> [INFORMATION SHOWN]
--------------------------------------------------
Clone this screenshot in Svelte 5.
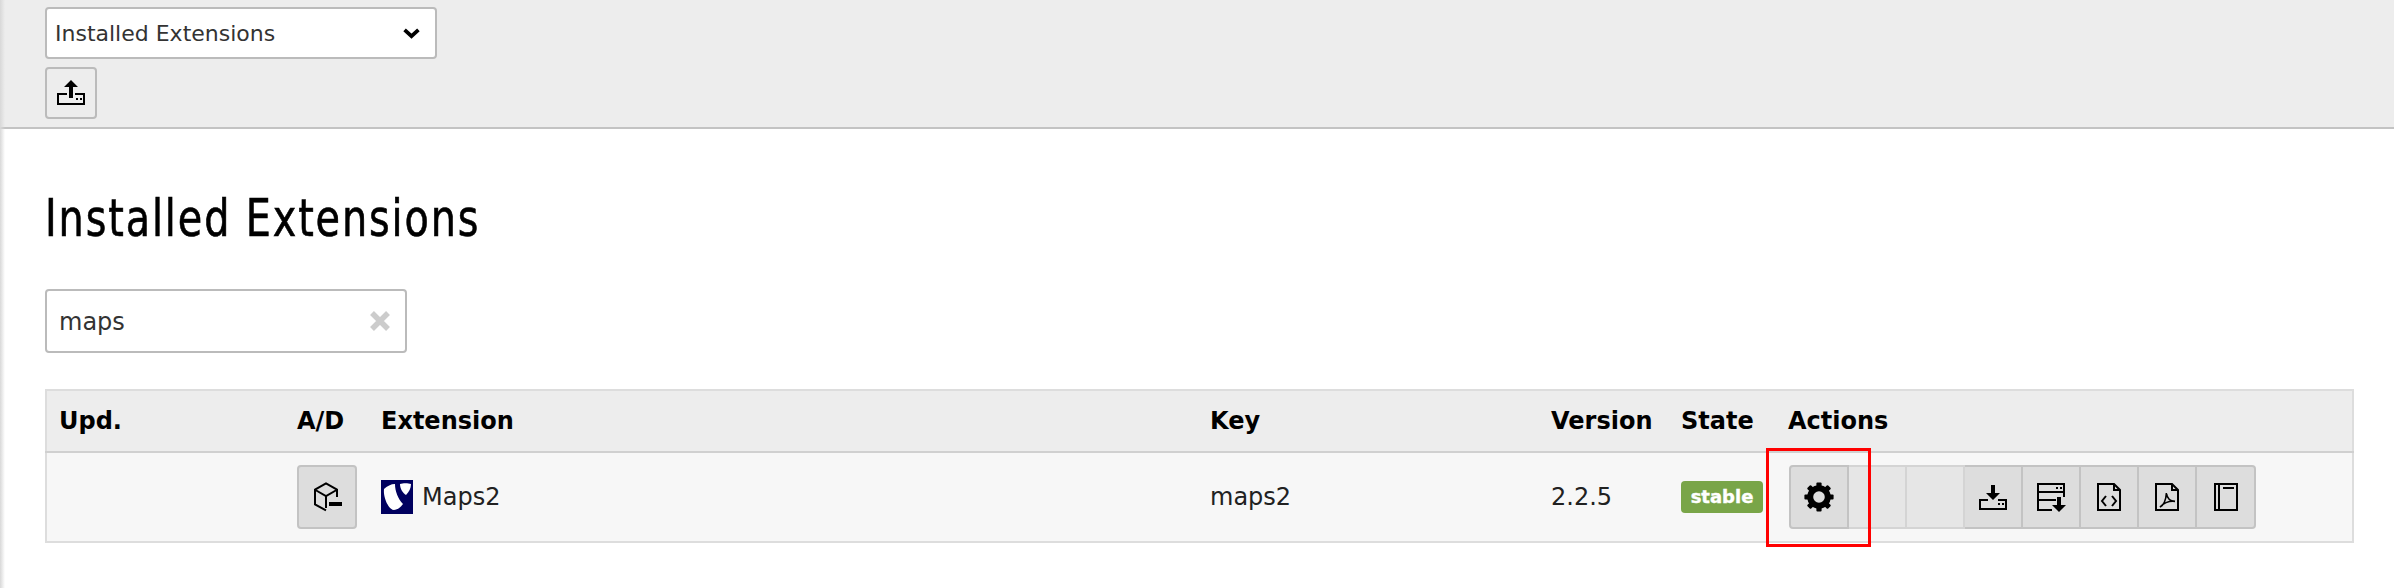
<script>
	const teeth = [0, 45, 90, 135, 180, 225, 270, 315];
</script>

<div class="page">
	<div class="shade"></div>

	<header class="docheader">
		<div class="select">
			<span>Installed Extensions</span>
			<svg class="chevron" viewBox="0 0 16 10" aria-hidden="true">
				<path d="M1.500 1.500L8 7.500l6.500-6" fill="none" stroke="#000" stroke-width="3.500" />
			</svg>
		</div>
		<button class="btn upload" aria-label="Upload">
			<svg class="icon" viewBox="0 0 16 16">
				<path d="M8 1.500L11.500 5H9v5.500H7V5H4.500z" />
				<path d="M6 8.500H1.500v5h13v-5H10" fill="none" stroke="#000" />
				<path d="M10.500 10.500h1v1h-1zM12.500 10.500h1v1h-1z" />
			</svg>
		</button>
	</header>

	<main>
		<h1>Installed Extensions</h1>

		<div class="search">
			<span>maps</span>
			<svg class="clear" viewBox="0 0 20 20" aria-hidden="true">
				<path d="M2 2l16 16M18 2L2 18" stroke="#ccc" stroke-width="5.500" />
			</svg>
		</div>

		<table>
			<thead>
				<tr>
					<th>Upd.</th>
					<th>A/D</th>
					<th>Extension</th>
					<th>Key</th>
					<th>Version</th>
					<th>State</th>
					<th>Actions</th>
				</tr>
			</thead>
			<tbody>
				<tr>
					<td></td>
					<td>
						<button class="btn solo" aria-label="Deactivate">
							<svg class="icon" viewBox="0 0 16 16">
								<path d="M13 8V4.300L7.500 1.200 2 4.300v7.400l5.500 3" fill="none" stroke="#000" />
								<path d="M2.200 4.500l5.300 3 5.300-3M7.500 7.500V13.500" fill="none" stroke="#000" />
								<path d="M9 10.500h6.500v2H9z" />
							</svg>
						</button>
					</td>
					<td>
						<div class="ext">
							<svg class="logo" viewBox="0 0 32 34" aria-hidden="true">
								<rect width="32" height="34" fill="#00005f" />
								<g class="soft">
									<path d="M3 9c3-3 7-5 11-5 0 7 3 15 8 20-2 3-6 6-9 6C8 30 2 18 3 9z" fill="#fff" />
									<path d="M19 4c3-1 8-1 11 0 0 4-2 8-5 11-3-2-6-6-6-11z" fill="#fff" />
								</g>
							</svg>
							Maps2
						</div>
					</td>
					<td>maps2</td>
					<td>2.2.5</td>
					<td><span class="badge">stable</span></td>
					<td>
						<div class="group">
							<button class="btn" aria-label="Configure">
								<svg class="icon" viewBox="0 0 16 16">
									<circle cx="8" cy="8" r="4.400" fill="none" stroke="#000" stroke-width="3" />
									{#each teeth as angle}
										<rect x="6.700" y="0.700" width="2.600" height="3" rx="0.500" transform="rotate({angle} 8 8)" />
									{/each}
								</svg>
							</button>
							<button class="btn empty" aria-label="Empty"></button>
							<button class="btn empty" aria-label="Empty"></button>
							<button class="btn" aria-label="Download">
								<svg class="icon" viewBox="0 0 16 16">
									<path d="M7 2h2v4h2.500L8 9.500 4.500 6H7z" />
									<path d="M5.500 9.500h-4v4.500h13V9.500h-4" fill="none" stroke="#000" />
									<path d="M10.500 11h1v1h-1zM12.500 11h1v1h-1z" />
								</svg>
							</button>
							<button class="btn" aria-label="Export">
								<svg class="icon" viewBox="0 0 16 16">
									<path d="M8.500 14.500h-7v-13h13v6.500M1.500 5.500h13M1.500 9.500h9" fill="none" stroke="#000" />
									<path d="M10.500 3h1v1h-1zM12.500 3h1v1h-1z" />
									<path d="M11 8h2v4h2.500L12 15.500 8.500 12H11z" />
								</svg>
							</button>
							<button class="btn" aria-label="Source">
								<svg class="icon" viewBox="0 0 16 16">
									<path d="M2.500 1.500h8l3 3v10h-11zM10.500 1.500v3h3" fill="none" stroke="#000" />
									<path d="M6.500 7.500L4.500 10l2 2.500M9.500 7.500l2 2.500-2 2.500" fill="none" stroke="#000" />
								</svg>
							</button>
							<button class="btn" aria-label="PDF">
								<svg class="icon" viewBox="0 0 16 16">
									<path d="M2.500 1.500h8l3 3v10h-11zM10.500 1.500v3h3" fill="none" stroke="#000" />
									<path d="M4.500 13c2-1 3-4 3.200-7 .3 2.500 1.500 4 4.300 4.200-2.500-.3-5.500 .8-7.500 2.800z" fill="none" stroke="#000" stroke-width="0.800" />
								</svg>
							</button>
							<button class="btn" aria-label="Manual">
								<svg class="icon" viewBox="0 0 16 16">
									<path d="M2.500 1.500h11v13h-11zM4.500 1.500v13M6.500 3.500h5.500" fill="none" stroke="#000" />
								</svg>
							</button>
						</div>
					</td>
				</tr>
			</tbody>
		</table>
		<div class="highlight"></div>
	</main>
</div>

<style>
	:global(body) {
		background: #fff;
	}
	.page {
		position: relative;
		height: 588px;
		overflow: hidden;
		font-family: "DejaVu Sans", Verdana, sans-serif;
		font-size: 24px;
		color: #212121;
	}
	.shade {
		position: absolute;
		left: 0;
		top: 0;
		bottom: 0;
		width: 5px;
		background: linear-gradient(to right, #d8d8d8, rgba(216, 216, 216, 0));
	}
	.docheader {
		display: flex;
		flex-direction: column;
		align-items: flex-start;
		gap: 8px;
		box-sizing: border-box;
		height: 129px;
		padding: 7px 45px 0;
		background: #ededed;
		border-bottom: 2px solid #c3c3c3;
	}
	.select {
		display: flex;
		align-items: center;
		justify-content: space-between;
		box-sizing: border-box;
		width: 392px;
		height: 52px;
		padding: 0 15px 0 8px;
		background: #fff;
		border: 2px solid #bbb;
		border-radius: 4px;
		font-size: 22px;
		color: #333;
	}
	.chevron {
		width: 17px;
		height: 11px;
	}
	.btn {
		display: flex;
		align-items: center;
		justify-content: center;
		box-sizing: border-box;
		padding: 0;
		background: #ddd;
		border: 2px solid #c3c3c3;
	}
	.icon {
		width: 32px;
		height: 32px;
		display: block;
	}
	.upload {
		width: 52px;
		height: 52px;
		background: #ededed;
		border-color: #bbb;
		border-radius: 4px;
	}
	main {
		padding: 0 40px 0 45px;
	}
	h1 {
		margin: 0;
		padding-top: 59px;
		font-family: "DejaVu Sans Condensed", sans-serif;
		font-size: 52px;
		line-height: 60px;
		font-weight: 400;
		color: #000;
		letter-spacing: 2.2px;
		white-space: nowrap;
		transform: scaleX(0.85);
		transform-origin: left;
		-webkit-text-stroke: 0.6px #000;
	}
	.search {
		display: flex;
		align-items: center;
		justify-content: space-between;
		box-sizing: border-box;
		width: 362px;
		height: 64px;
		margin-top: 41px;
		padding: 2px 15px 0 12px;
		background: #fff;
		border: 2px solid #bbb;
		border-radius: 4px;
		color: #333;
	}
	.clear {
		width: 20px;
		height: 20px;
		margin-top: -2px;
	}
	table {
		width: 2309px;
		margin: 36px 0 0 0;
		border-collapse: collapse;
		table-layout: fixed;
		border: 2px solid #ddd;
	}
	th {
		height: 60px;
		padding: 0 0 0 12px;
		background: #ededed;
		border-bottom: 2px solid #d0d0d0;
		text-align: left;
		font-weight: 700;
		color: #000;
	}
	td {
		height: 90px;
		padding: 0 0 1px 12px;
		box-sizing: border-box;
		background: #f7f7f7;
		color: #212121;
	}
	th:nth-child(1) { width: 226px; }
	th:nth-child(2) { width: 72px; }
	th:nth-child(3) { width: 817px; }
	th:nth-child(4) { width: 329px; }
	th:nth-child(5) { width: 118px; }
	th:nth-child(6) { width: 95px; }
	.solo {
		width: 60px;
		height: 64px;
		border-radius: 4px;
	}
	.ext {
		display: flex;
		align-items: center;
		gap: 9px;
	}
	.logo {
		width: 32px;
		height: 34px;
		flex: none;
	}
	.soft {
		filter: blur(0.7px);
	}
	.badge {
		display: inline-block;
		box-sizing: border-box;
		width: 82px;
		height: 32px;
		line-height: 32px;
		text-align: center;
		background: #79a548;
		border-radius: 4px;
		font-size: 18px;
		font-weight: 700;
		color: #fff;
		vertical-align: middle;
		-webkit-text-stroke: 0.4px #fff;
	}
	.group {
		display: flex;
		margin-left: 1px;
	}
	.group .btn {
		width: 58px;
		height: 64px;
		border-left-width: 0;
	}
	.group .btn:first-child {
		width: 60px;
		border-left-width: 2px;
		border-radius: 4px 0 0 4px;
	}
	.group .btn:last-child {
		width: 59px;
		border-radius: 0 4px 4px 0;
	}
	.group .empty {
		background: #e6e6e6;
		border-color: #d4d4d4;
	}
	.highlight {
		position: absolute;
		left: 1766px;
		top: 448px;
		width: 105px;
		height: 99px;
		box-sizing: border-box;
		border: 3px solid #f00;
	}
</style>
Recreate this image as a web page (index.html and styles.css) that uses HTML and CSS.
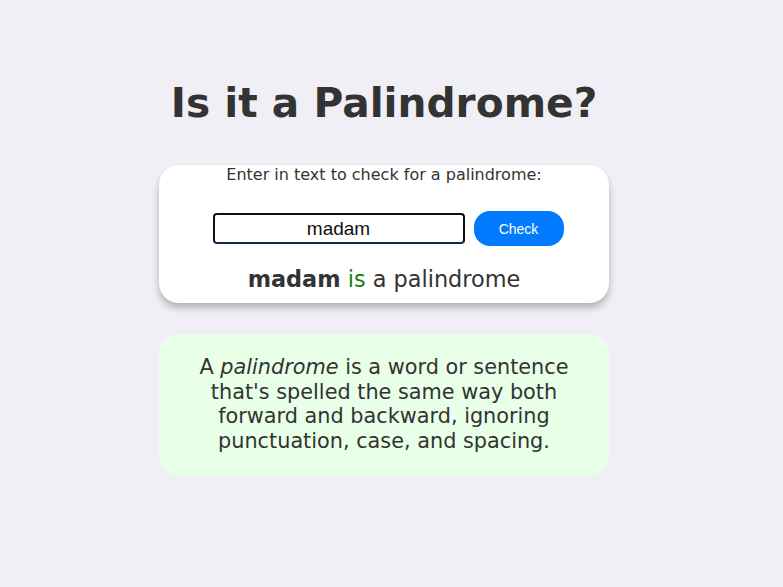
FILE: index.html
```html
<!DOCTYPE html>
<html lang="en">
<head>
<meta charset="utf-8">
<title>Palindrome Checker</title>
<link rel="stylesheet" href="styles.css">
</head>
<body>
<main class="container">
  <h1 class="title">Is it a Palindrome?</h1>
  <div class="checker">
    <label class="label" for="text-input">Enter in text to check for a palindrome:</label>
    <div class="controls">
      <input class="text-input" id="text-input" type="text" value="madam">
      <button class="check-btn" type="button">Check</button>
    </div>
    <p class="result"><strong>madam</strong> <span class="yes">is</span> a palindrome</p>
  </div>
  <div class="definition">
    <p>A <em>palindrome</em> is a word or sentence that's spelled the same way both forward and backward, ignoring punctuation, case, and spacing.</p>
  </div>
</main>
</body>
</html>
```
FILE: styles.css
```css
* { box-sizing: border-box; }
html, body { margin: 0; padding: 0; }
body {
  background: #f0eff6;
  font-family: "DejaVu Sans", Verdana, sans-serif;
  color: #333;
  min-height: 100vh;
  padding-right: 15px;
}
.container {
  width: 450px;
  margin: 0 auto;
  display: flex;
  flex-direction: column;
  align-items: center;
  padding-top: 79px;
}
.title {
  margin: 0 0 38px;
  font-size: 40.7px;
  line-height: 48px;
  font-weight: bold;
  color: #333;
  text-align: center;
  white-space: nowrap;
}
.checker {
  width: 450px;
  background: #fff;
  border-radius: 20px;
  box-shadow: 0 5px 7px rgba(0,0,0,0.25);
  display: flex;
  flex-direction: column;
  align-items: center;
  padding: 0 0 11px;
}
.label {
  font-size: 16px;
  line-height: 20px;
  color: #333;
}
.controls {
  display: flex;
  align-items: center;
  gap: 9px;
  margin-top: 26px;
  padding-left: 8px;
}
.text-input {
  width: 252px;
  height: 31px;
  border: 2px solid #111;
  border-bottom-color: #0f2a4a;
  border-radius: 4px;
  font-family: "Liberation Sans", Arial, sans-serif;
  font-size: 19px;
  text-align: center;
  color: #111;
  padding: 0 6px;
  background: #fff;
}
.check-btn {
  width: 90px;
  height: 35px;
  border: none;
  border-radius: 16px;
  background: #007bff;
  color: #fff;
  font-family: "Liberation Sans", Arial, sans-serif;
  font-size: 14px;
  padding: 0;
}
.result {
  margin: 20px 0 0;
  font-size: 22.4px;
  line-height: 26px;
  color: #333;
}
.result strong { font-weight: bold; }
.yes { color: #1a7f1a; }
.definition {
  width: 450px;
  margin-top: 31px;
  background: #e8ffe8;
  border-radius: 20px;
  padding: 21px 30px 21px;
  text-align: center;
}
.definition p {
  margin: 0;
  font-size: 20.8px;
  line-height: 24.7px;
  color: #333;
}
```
--------------------------------------------------
> [REQUIRED TASK] List every line above that contains the word "styles".

> [TASK OUTPUT]
Recreate this image as a web page (index.html and styles.css) that uses HTML and CSS.
<link rel="stylesheet" href="styles.css">
FILE: styles.css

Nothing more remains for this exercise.